Give the data again exactly as written, skipping any pictures.

Information provided »
++++++++
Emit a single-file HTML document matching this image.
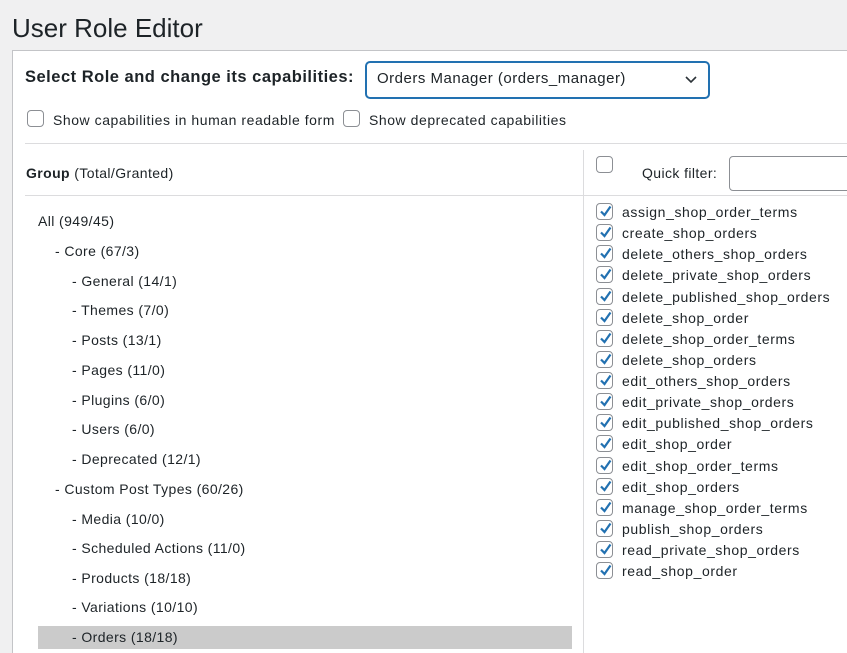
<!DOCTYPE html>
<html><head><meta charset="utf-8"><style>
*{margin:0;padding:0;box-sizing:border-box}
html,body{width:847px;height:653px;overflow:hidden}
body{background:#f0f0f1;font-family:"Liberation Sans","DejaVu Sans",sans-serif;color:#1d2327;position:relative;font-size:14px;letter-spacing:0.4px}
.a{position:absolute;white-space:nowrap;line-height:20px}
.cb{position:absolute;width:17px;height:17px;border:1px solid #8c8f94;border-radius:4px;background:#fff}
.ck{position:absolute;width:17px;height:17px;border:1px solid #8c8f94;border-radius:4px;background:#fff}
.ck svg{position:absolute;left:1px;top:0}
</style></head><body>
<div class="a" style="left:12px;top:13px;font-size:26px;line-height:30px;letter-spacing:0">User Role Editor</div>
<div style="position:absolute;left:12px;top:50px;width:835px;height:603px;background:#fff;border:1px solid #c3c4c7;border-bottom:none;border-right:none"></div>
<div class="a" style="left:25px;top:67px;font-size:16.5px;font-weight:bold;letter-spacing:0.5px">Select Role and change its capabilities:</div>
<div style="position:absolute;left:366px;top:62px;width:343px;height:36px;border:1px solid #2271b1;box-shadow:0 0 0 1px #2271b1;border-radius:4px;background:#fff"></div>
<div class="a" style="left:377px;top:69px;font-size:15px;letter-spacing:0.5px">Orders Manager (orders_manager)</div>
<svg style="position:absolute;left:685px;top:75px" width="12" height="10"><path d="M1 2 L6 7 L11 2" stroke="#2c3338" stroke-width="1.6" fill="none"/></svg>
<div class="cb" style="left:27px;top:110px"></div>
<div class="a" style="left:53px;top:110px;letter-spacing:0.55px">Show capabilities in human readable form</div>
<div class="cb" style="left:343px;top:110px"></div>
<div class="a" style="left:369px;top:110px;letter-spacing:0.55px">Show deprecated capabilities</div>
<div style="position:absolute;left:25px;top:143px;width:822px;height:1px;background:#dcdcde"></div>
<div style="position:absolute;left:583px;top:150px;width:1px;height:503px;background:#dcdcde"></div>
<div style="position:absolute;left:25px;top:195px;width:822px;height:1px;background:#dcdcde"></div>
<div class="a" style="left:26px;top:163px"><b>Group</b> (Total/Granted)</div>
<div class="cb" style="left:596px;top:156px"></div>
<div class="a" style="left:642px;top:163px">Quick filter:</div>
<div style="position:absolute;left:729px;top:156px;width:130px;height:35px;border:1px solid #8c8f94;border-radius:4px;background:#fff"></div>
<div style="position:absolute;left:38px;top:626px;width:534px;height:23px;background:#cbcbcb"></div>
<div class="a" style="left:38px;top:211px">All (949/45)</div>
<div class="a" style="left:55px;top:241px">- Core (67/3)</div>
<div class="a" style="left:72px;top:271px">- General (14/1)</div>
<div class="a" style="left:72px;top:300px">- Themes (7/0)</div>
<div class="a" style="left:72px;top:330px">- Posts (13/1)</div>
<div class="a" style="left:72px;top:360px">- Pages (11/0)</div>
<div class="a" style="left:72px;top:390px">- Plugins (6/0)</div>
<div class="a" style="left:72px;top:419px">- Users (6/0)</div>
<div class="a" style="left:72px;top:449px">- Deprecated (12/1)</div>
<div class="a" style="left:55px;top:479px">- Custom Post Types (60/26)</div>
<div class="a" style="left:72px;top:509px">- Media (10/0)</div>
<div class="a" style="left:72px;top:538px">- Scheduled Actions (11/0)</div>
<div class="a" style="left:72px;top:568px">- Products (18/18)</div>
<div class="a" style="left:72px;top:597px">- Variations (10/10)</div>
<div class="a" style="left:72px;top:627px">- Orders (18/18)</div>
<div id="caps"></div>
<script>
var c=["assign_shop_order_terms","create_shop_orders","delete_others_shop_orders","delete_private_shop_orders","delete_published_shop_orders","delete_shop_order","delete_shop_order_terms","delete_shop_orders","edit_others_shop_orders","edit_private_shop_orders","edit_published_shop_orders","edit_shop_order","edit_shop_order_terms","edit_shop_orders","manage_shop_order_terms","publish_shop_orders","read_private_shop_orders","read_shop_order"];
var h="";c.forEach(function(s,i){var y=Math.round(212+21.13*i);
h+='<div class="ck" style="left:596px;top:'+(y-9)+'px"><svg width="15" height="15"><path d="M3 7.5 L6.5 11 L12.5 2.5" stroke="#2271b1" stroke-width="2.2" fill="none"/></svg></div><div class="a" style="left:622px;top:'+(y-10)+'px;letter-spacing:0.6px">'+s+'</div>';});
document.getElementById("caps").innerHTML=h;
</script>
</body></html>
++++++++
Task result »
Emit a single-file HTML document matching this image.
<!DOCTYPE html>
<html><head><meta charset="utf-8"><style>
*{margin:0;padding:0;box-sizing:border-box}
html,body{width:847px;height:653px;overflow:hidden}
body{background:#f0f0f1;font-family:"Liberation Sans","DejaVu Sans",sans-serif;color:#1d2327;position:relative;font-size:14px;letter-spacing:0.4px}
.a{position:absolute;white-space:nowrap;line-height:20px}
.cb{position:absolute;width:17px;height:17px;border:1px solid #8c8f94;border-radius:4px;background:#fff}
.ck{position:absolute;width:17px;height:17px;border:1px solid #8c8f94;border-radius:4px;background:#fff}
.ck svg{position:absolute;left:1px;top:0}
</style></head><body>
<div class="a" style="left:12px;top:13px;font-size:26px;line-height:30px;letter-spacing:0">User Role Editor</div>
<div style="position:absolute;left:12px;top:50px;width:835px;height:603px;background:#fff;border:1px solid #c3c4c7;border-bottom:none;border-right:none"></div>
<div class="a" style="left:25px;top:67px;font-size:16.5px;font-weight:bold;letter-spacing:0.5px">Select Role and change its capabilities:</div>
<div style="position:absolute;left:366px;top:62px;width:343px;height:36px;border:1px solid #2271b1;box-shadow:0 0 0 1px #2271b1;border-radius:4px;background:#fff"></div>
<div class="a" style="left:377px;top:69px;font-size:15px;letter-spacing:0.5px">Orders Manager (orders_manager)</div>
<svg style="position:absolute;left:685px;top:75px" width="12" height="10"><path d="M1 2 L6 7 L11 2" stroke="#2c3338" stroke-width="1.6" fill="none"/></svg>
<div class="cb" style="left:27px;top:110px"></div>
<div class="a" style="left:53px;top:110px;letter-spacing:0.55px">Show capabilities in human readable form</div>
<div class="cb" style="left:343px;top:110px"></div>
<div class="a" style="left:369px;top:110px;letter-spacing:0.55px">Show deprecated capabilities</div>
<div style="position:absolute;left:25px;top:143px;width:822px;height:1px;background:#dcdcde"></div>
<div style="position:absolute;left:583px;top:150px;width:1px;height:503px;background:#dcdcde"></div>
<div style="position:absolute;left:25px;top:195px;width:822px;height:1px;background:#dcdcde"></div>
<div class="a" style="left:26px;top:163px"><b>Group</b> (Total/Granted)</div>
<div class="cb" style="left:596px;top:156px"></div>
<div class="a" style="left:642px;top:163px">Quick filter:</div>
<div style="position:absolute;left:729px;top:156px;width:130px;height:35px;border:1px solid #8c8f94;border-radius:4px;background:#fff"></div>
<div style="position:absolute;left:38px;top:626px;width:534px;height:23px;background:#cbcbcb"></div>
<div class="a" style="left:38px;top:211px">All (949/45)</div>
<div class="a" style="left:55px;top:241px">- Core (67/3)</div>
<div class="a" style="left:72px;top:271px">- General (14/1)</div>
<div class="a" style="left:72px;top:300px">- Themes (7/0)</div>
<div class="a" style="left:72px;top:330px">- Posts (13/1)</div>
<div class="a" style="left:72px;top:360px">- Pages (11/0)</div>
<div class="a" style="left:72px;top:390px">- Plugins (6/0)</div>
<div class="a" style="left:72px;top:419px">- Users (6/0)</div>
<div class="a" style="left:72px;top:449px">- Deprecated (12/1)</div>
<div class="a" style="left:55px;top:479px">- Custom Post Types (60/26)</div>
<div class="a" style="left:72px;top:509px">- Media (10/0)</div>
<div class="a" style="left:72px;top:538px">- Scheduled Actions (11/0)</div>
<div class="a" style="left:72px;top:568px">- Products (18/18)</div>
<div class="a" style="left:72px;top:597px">- Variations (10/10)</div>
<div class="a" style="left:72px;top:627px">- Orders (18/18)</div>
<div id="caps"></div>
<script>
var c=["assign_shop_order_terms","create_shop_orders","delete_others_shop_orders","delete_private_shop_orders","delete_published_shop_orders","delete_shop_order","delete_shop_order_terms","delete_shop_orders","edit_others_shop_orders","edit_private_shop_orders","edit_published_shop_orders","edit_shop_order","edit_shop_order_terms","edit_shop_orders","manage_shop_order_terms","publish_shop_orders","read_private_shop_orders","read_shop_order"];
var h="";c.forEach(function(s,i){var y=Math.round(212+21.13*i);
h+='<div class="ck" style="left:596px;top:'+(y-9)+'px"><svg width="15" height="15"><path d="M3 7.5 L6.5 11 L12.5 2.5" stroke="#2271b1" stroke-width="2.2" fill="none"/></svg></div><div class="a" style="left:622px;top:'+(y-10)+'px;letter-spacing:0.6px">'+s+'</div>';});
document.getElementById("caps").innerHTML=h;
</script>
</body></html>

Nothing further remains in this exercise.